My crowd gathered again.
Many of them were children on their way to the afternoon school
session. The nearest school was one that
I visited each fortnight, so some of the children were proudly telling other
on-lookers what my name was and what job I did.
Being able to follow the conversation, I joined in to agree with what
they were saying. This provoked laughter
from my audience and shouts of “She speaks Kinyarwanda!” and “Nice Girl!” I made small talk with some children and some
of them were bold enough to respond.
Many of them squealed with laughter, turned and ran away. One small boy came and sat next to me and
introduced himself as Sharif. We
exchanged pleasantries. Adults also
joined the crowd and peered over the heads of the children. Smiling and waving at me and asking how I
was. A small boy toddled to the front of
the circle, took one look at me and burst into tears. He had to be sushed by his mother but
continued to cry every time he caught a glimpse of me.
Safari had disappeared.
The bicycle had been carried off by some men and Safari had gone
somewhere on his moto with the cyclist.
They returned about 45mins later and I can only assume that they had
been to the Police Station to report what had happened.

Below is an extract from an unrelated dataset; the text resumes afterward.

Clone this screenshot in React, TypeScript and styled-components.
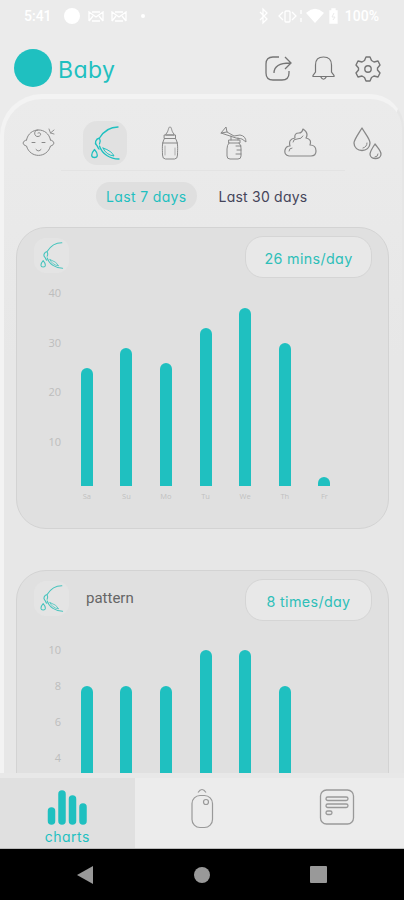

It was quite frustrating to have no clear
idea of what was happening and makes you realise the importance of being able
to communicate.
Eventually, Safari returned with the cyclist and the adults
began shoo-ing the children away to school so that they would not be late. Safari called me over and we prepared to
continue on the journey. We said our
goodbyes and departed for home. It was
with huge relief we arrived back in town and I was so glad to be back. Safari was terribly apologetic, but, as I pointed
out, it really wasn’t his fault at all.